The effect of heating rate on the average activation energies is depicted in Fig. 5a–f. It is observed that the mean value of activation energy decreases drastically as polynomial ramping of temperature is employed in the mathematical model. However, the average value of activation energy decreases linearly in the domain of the heating rate of \(5 \le \beta \left( {^\circ {\rm{C}}\,\min^{ - 1} } \right) \le 15\) for the linear thermal profile (Fig. 5a). On the other hand, the activation energy linearly increases which is limited to \(10 \le \beta \left( {^\circ {\rm{C}}\,\min^{ - 1} } \right) \le 15\) for other cases (Fig. 5b–f). The main reason for this singularity is relative dilation of activation energy spectrum (or domain). Therefore, the average value of activation energy is slightly increased during heating rate interval of (10, 15). The variation in \(\bar{E}\) exhibits parabolic variation with a linear heating rate \(\beta\). The equation obtained for asymptotic limits \(p\left( E \right) \to 0\) and \(E \to \infty\) on the transmuted functions is \(\left( {0.044\beta^{2} - 1.9\beta + 66} \right)\) and \(\left( {0.16\beta^{2} - 3.6\beta + 66} \right)\), respectively.

Fig. 5
figure 5

Variation in average activation energy \(\bar{E}\) (kJ mol−1) with heating rate β (°C min−1) (a, c and e- (\(p \left( E \right) \to 0\)), b, d and f (\(E \to \infty\)))

Influence of heating rate on the threshold parameter of the generalised Rayleigh distribution is shown in Fig. 6a–f. The threshold parameter (Г kJ mol−1) increases linearly with heating rate for nonlinear thermal history, whereas it decreases linearly with the linear thermal profile. However, it is almost constant during the interval of \(5 \le \beta \left( {^\circ {\rm{C}}\,\min^{ - 1} } \right) \le 10\) for the limit \(E \to \infty\).

Fig. 6
figure 6

Influence of heating rate on threshold parameter (Г kJ mol−1) of the generalised form of the Rayleigh Distribution (a, c and e- (\(p \left( E \right) \to 0\)), b, d and f (\(E \to \infty\)))

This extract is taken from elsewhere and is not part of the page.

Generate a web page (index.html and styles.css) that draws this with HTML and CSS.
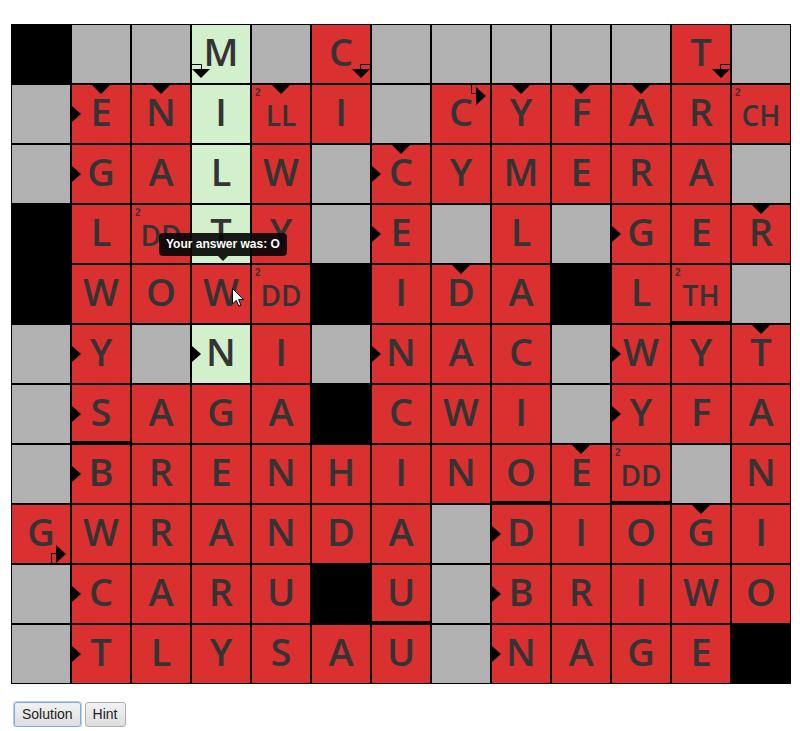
FILE: index.html
```html
<!DOCTYPE html>
<html>
<head>
<meta charset="utf-8">
<link rel="stylesheet" href="styles.css">
</head>
<body>
<div class="page">
  <div class="board">
    <div class="grid">
      <!-- row 0 -->
      <div class="c k"></div>
      <div class="c g"></div>
      <div class="c g"></div>
      <div class="c l">M<svg class="bent" viewBox="0 0 58 58"><path class="ln" d="M0 39.5H9.5V44"/><path d="M0 44H18L9 53Z"/></svg></div>
      <div class="c g"></div>
      <div class="c r">C<svg class="bent" viewBox="0 0 58 58"><path class="ln" d="M58 39.5H48.5V44"/><path d="M40 44H58L49 53Z"/></svg></div>
      <div class="c g"></div>
      <div class="c g"></div>
      <div class="c g"></div>
      <div class="c g"></div>
      <div class="c g"></div>
      <div class="c r">T<svg class="bent" viewBox="0 0 58 58"><path class="ln" d="M58 39.5H48.5V44"/><path d="M40 44H58L49 53Z"/></svg></div>
      <div class="c g"></div>
      <!-- row 1 -->
      <div class="c g"></div>
      <div class="c r a t">E</div>
      <div class="c r t">N</div>
      <div class="c l">I</div>
      <div class="c r t d"><span class="n">2</span>LL</div>
      <div class="c r">I</div>
      <div class="c g"></div>
      <div class="c r">C<svg class="bent" viewBox="0 0 58 58"><path class="ln" d="M39.5 0V8.5H44"/><path d="M44 2V20L54 11Z"/></svg></div>
      <div class="c r t">Y</div>
      <div class="c r t">F</div>
      <div class="c r t">A</div>
      <div class="c r">R</div>
      <div class="c r d"><span class="n">2</span>CH</div>
      <!-- row 2 -->
      <div class="c g"></div>
      <div class="c r a">G</div>
      <div class="c r">A</div>
      <div class="c l">L</div>
      <div class="c r">W</div>
      <div class="c g"></div>
      <div class="c r a t">C</div>
      <div class="c r">Y</div>
      <div class="c r">M</div>
      <div class="c r">E</div>
      <div class="c r">R</div>
      <div class="c r">A</div>
      <div class="c g"></div>
      <!-- row 3 -->
      <div class="c k"></div>
      <div class="c r">L</div>
      <div class="c r d"><span class="n">2</span>DD</div>
      <div class="c l">T</div>
      <div class="c r">Y</div>
      <div class="c g"></div>
      <div class="c r a">E</div>
      <div class="c g"></div>
      <div class="c r">L</div>
      <div class="c g"></div>
      <div class="c r a">G</div>
      <div class="c r">E</div>
      <div class="c r t">R</div>
      <!-- row 4 -->
      <div class="c k"></div>
      <div class="c r">W</div>
      <div class="c r">O</div>
      <div class="c r">W</div>
      <div class="c r d"><span class="n">2</span>DD</div>
      <div class="c k"></div>
      <div class="c r">I</div>
      <div class="c r t">D</div>
      <div class="c r">A</div>
      <div class="c k"></div>
      <div class="c r">L</div>
      <div class="c r d u"><span class="n">2</span>TH</div>
      <div class="c g"></div>
      <!-- row 5 -->
      <div class="c g"></div>
      <div class="c r a">Y</div>
      <div class="c g"></div>
      <div class="c l a">N</div>
      <div class="c r">I</div>
      <div class="c g"></div>
      <div class="c r a">N</div>
      <div class="c r">A</div>
      <div class="c r">C</div>
      <div class="c g"></div>
      <div class="c r a">W</div>
      <div class="c r">Y</div>
      <div class="c r t">T</div>
      <!-- row 6 -->
      <div class="c g"></div>
      <div class="c r a u">S</div>
      <div class="c r">A</div>
      <div class="c r">G</div>
      <div class="c r">A</div>
      <div class="c k"></div>
      <div class="c r">C</div>
      <div class="c r">W</div>
      <div class="c r">I</div>
      <div class="c g"></div>
      <div class="c r a">Y</div>
      <div class="c r">F</div>
      <div class="c r">A</div>
      <!-- row 7 -->
      <div class="c g"></div>
      <div class="c r a">B</div>
      <div class="c r">R</div>
      <div class="c r">E</div>
      <div class="c r">N</div>
      <div class="c r">H</div>
      <div class="c r">I</div>
      <div class="c r">N</div>
      <div class="c r u">O</div>
      <div class="c r t">E</div>
      <div class="c r d u"><span class="n">2</span>DD</div>
      <div class="c g"></div>
      <div class="c r">N</div>
      <!-- row 8 -->
      <div class="c r">G<svg class="bent" viewBox="0 0 58 58"><path class="ln" d="M39.5 58V48.5H44"/><path d="M44 40V58L54 49Z"/></svg></div>
      <div class="c r">W</div>
      <div class="c r">R</div>
      <div class="c r">A</div>
      <div class="c r">N</div>
      <div class="c r">D</div>
      <div class="c r">A</div>
      <div class="c g"></div>
      <div class="c r a">D</div>
      <div class="c r">I</div>
      <div class="c r">O</div>
      <div class="c r t">G</div>
      <div class="c r">I</div>
      <!-- row 9 -->
      <div class="c g"></div>
      <div class="c r a">C</div>
      <div class="c r">A</div>
      <div class="c r">R</div>
      <div class="c r">U</div>
      <div class="c k"></div>
      <div class="c r u">U</div>
      <div class="c g"></div>
      <div class="c r a">B</div>
      <div class="c r">R</div>
      <div class="c r">I</div>
      <div class="c r">W</div>
      <div class="c r">O</div>
      <!-- row 10 -->
      <div class="c g"></div>
      <div class="c r a">T</div>
      <div class="c r">L</div>
      <div class="c r">Y</div>
      <div class="c r">S</div>
      <div class="c r">A</div>
      <div class="c r">U</div>
      <div class="c g"></div>
      <div class="c r a">N</div>
      <div class="c r">A</div>
      <div class="c r">G</div>
      <div class="c r">E</div>
      <div class="c k"></div>
    </div>
    <div class="tooltip">Your answer was: O</div>
    <svg class="cursor" viewBox="0 0 12 19" width="12" height="19"><path d="M0.5 0.5V16L4.3 12.4L6.8 18.2L9 17.2L6.6 11.6H11.5Z" fill="#fff" stroke="#000" stroke-width="1" stroke-linejoin="round"/></svg>
  </div>
  <div class="buttons">
    <button class="btn focus">Solution</button>
    <button class="btn">Hint</button>
  </div>
</div>
</body>
</html>
```
FILE: styles.css
```css
html, body {
  margin: 0;
  padding: 0;
  background: #fff;
}

.page {
  padding: 24px 0 0 11px;
  font-family: "Liberation Sans", Arial, sans-serif;
}

.board {
  position: relative;
  width: max-content;
}

.grid {
  display: grid;
  grid-template-columns: repeat(13, 58px);
  grid-auto-rows: 58px;
  gap: 2px;
  padding: 1px;
  background: #000;
  width: max-content;
}

.c {
  position: relative;
  display: flex;
  align-items: center;
  justify-content: center;
  box-sizing: border-box;
  padding-bottom: 6px;
  font-family: "Open Sans", "DejaVu Sans", sans-serif;
  font-weight: 600;
  font-size: 38px;
  color: #343434;
  line-height: 1;
}

.r { background: #da3030; }
.g { background: #b1b1b1; }
.k { background: #000; }
.l { background: #d3f0cc; }

.d {
  font-size: 28px;
  padding-bottom: 0;
  padding-top: 2px;
}

.n {
  position: absolute;
  top: 3px;
  left: 3px;
  font-family: "Liberation Sans", Arial, sans-serif;
  font-size: 10px;
  font-weight: 700;
  color: #333;
}

.u {
  box-shadow: inset 0 -2px 0 #000;
}

.t::before {
  content: "";
  position: absolute;
  top: 0;
  left: 50%;
  margin-left: -9px;
  border-left: 9px solid transparent;
  border-right: 9px solid transparent;
  border-top: 9px solid #000;
}

.a::after {
  content: "";
  position: absolute;
  left: 0;
  top: 50%;
  margin-top: -8px;
  border-top: 8px solid transparent;
  border-bottom: 8px solid transparent;
  border-left: 9px solid #000;
}

.bent {
  position: absolute;
  left: 0;
  top: 0;
  width: 58px;
  height: 58px;
  overflow: visible;
}

.bent path { fill: #000; }
.bent .ln { fill: none; stroke: #000; stroke-width: 1; }

.tooltip {
  position: absolute;
  left: 148px;
  top: 209px;
  height: 23px;
  line-height: 23px;
  padding: 0 7px;
  background: rgba(8, 8, 8, 0.92);
  color: #fff;
  font-family: "Liberation Sans", Arial, sans-serif;
  font-weight: 700;
  font-size: 12px;
  border-radius: 4px;
  white-space: nowrap;
}

.tooltip::after {
  content: "";
  position: absolute;
  left: 50%;
  bottom: -5px;
  margin-left: -5px;
  border-left: 5px solid transparent;
  border-right: 5px solid transparent;
  border-top: 5px solid rgba(8, 8, 8, 0.92);
}

.cursor {
  position: absolute;
  left: 221px;
  top: 264px;
}

.buttons {
  display: flex;
  gap: 4px;
  margin-top: 18px;
  margin-left: 3px;
}

.btn {
  font-family: "Liberation Sans", Arial, sans-serif;
  font-size: 14px;
  line-height: 17px;
  padding: 3px 7px;
  color: #222;
  background: linear-gradient(#f2f2f2, #dedede);
  border: 1px solid #adadad;
  border-radius: 3px;
  margin: 0;
}

.btn.focus {
  border-color: #7eaae6;
  box-shadow: 0 0 0 1px #b5cff2;
}
```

It is observed from the comprehensive analysis of thermal profile that the mathematical solution is more responsive as imposed thermal programmed deviates from linearity. The solution obtained at nonlinear thermal history is much promising than that of the linear thermal profile. The range of activation energy decreases as a temperature program varies from linear to quadratic. Thus, it can be concluded that the predicted solution converges if the mathematical model involves the nonlinear thermal profile. The results obtained for pine needles are compared with similar kind of coniferous species, and it has been found that activation energy is within the range of activation energy derived from other statistical models [14, 68,69,70,71,72,73].

Conclusions

Thermoanalytical data are obtained at different heating rates through TG/DTA analysis. A nonlinear attribute of the thermal profile is tested upon the proposed mathematical model. Unlike the conventional modelling of the multi-reaction model (MRM), the transmuted form of the distribution function is used to impart the additional flexibility to the predicted solution via linear mixing of the density function. The results are derived at different asymptotic limits of transmuted function. It is observed that the dynamic nature of temperature integral can be controlled through slowing down the variation in timescale factor, which in turn allows the function to vary much sophisticatedly than linear ramping profile. The interdependence of activation energy with temperature and time is introduced through the concept of moving maxima. It is found that the response period of the mathematical model with time increases as alteration of the imposed temperature profile is performed. The activation energy derived through polynomial ramping of temperature varies from 69 to 73 kJ mol−1. In a similar study, the activation energy obtained at linear programming is in the interval of 92–117 kJ mol−1. Pre-exponential or frequency factor is found to vary from \(2 \times 10^{7} \le A\left( {\hbox{min} ^{ - 1} } \right) \le 2 \times 10^{9}\) for the linear thermal profile, whilst the frequency factor obtained at the nonlinear thermal profile is \(A\left( {{ \hbox{min} }^{ - 1} } \right) = 2 \times 10^{4}\). The results showed that the variation in averaged activation energy (\(\bar{E}\)) for constant heating rate followed the general parabolas equations \(\left( {0.044\beta^{2} - 1.9\beta + 66} \right)\) and \(\left( {0.16\beta^{2} - 3.6\beta + 66} \right)\) for different transmutation limits on the numerical solution.

However, the computation time required is relatively high for the linear thermal profile. But it is significantly reduced as the linear thermal history is replaced by the polynomial equation.